Swedenborg, on seeing from the inner eye

 

 

From Divine Love and Wisdom, Swedenborg Foundation New Century Edition, 2004

 

 Anyone who can pursue and grasp inherent reality and its manifestation at all thoughtfully will necessarily come to grasp of the fact that it is wholly itself and unique. We call it wholly itself because it alone exists; and we call it unique because it is the source of everything else.

Further, since what is wholly itself and unique is substance and form, it follows that it is the unique substance and form, and wholly itself; and since that true substance and form is divine love and wisdom, it follows that it is the unique love, wholly itself, and the unique wisdom, wholly itself. It is therefore the unique essence, wholly itself, and the unique life, wholly itself, since love and wisdom is life.

 

All this shows how sensually people are thinking when they say that nature exists in its own right, how reliant they are on their physical senses and their darkness in matters of the spirit. They are thinking from the eye and are unable to think from the understanding. Thinking from the eye closes understanding, but thinking from understanding opens the eye. They are unable to entertain any thought about inherent reality and manifestation, and the thought that it is eternal, uncreated, and infinite.

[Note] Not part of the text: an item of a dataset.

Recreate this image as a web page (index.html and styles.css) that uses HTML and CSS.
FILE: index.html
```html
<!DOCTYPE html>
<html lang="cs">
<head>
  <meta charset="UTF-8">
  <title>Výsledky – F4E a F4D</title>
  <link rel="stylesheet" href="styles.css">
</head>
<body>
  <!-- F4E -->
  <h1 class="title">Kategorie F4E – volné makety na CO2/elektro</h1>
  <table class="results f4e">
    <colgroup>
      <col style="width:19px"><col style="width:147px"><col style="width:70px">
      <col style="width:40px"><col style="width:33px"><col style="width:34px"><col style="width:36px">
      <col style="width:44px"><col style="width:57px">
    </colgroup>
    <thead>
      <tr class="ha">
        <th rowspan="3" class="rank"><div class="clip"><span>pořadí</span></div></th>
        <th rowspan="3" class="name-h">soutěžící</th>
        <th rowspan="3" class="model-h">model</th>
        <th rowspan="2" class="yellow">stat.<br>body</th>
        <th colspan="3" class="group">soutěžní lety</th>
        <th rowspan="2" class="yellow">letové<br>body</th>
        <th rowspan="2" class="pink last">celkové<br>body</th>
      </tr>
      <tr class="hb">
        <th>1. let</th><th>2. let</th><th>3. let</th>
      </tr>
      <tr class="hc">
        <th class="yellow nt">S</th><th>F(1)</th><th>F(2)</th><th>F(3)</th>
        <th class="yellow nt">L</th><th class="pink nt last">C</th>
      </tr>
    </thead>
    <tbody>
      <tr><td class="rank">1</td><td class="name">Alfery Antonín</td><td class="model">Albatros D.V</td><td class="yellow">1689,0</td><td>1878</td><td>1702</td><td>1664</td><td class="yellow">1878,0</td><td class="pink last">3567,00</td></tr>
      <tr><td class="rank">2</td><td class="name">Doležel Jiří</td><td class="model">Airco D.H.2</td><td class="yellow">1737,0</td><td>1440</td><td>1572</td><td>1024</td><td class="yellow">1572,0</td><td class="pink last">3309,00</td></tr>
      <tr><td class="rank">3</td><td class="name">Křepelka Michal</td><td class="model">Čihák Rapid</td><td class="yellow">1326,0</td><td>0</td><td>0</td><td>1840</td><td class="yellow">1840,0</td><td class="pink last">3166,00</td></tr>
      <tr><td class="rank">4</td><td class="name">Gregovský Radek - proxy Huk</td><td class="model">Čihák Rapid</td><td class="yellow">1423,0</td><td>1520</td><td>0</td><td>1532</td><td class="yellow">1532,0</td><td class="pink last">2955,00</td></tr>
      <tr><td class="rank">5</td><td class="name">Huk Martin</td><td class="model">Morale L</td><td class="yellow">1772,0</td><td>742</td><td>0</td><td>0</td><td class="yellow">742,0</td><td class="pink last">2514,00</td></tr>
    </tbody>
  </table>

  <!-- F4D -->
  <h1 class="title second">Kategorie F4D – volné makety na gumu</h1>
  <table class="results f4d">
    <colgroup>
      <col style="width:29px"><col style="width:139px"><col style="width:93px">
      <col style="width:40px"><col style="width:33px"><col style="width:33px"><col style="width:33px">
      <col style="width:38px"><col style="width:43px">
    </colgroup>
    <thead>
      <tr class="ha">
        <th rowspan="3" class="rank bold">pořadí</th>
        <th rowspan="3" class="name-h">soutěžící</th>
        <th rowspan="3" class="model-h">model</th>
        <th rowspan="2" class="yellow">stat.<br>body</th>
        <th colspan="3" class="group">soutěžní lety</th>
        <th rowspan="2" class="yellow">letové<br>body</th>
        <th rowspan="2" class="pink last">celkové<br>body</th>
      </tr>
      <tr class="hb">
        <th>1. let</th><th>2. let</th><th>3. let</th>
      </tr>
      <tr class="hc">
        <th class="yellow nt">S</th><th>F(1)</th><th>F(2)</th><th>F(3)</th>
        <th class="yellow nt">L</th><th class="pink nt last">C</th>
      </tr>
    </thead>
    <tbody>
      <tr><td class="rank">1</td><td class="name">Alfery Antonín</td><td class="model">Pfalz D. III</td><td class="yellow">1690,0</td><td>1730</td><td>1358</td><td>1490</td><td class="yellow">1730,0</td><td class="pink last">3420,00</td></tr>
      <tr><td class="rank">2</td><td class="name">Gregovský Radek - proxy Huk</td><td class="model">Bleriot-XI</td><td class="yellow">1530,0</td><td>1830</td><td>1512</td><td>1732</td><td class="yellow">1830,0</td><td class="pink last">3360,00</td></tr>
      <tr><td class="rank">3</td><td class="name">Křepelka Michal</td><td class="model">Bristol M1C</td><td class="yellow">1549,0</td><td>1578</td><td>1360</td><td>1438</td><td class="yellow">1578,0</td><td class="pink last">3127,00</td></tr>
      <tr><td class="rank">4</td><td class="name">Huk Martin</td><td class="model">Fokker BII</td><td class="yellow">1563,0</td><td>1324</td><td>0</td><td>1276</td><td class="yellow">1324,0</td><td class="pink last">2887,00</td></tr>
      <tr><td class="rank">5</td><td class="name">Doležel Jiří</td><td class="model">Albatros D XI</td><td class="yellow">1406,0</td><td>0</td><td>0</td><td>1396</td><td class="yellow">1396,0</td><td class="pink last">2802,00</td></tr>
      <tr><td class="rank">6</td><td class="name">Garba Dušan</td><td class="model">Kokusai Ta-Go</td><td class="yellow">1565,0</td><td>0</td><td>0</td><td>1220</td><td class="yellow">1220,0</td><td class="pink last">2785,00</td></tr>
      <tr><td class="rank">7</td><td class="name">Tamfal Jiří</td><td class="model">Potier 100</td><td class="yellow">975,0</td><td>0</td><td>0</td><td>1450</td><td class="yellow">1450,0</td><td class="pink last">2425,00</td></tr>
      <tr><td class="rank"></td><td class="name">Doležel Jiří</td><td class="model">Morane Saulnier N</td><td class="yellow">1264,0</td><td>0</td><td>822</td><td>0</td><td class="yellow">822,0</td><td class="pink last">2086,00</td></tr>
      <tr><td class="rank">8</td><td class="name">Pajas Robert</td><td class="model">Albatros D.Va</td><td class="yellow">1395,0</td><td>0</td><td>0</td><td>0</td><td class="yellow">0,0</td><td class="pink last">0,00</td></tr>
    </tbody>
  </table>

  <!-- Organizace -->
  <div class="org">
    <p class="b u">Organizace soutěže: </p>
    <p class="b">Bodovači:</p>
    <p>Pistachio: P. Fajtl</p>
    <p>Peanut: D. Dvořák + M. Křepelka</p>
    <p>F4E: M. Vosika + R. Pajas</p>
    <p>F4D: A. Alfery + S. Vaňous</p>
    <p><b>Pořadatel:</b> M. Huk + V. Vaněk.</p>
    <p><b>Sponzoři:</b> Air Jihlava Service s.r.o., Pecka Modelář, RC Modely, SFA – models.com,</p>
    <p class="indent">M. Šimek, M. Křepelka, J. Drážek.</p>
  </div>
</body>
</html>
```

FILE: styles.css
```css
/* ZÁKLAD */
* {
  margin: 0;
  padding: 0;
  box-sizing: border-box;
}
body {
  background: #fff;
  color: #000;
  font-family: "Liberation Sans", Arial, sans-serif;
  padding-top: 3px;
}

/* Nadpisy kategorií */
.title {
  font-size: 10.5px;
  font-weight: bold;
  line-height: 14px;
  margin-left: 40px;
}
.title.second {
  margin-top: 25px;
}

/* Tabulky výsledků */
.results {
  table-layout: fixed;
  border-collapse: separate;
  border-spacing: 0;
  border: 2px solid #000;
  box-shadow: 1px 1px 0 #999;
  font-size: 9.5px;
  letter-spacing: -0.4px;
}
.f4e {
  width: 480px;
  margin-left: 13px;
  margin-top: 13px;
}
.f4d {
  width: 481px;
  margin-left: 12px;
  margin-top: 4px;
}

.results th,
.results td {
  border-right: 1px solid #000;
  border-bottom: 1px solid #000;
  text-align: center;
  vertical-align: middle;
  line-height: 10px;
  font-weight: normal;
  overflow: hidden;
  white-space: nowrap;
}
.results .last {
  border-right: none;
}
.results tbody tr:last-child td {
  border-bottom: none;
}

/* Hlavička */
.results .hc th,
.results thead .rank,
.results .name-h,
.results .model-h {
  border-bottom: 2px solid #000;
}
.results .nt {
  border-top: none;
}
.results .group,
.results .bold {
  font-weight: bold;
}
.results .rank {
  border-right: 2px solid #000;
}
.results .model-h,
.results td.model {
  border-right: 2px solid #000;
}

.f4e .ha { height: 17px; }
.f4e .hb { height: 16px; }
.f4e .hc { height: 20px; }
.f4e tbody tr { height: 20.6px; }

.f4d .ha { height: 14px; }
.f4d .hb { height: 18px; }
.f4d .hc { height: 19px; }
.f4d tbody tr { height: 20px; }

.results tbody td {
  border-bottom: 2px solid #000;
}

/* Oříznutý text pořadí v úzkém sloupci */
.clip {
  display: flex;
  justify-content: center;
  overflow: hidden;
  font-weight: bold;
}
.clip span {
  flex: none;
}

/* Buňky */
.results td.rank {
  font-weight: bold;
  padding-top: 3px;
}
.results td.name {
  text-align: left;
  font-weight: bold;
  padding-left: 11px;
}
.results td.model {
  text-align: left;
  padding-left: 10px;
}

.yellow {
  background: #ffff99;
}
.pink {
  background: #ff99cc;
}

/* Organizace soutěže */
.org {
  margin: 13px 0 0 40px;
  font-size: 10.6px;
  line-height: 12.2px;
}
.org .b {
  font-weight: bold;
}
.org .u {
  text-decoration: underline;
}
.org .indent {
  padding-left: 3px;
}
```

They can entertain no thought about life except as something volatile that vanishes into thin air, no other thought about love and wisdom, and no thought whatever about the fact that they are the source of everything in nature.

 

The only way to see that love and wisdom are the source of everything in nature is to look at nature on the basis of its functions in their sequence and pattern rather than on the basis of some of nature's forms, which register only on our eyes. The only source of nature's functions is life, and the only source of their sequence and pattern is love and wisdom. Forms, though, are vessels of functions. This means that if we look at only forms no trace is visible of the life in nature, let alone of love and wisdom, and therefore of God.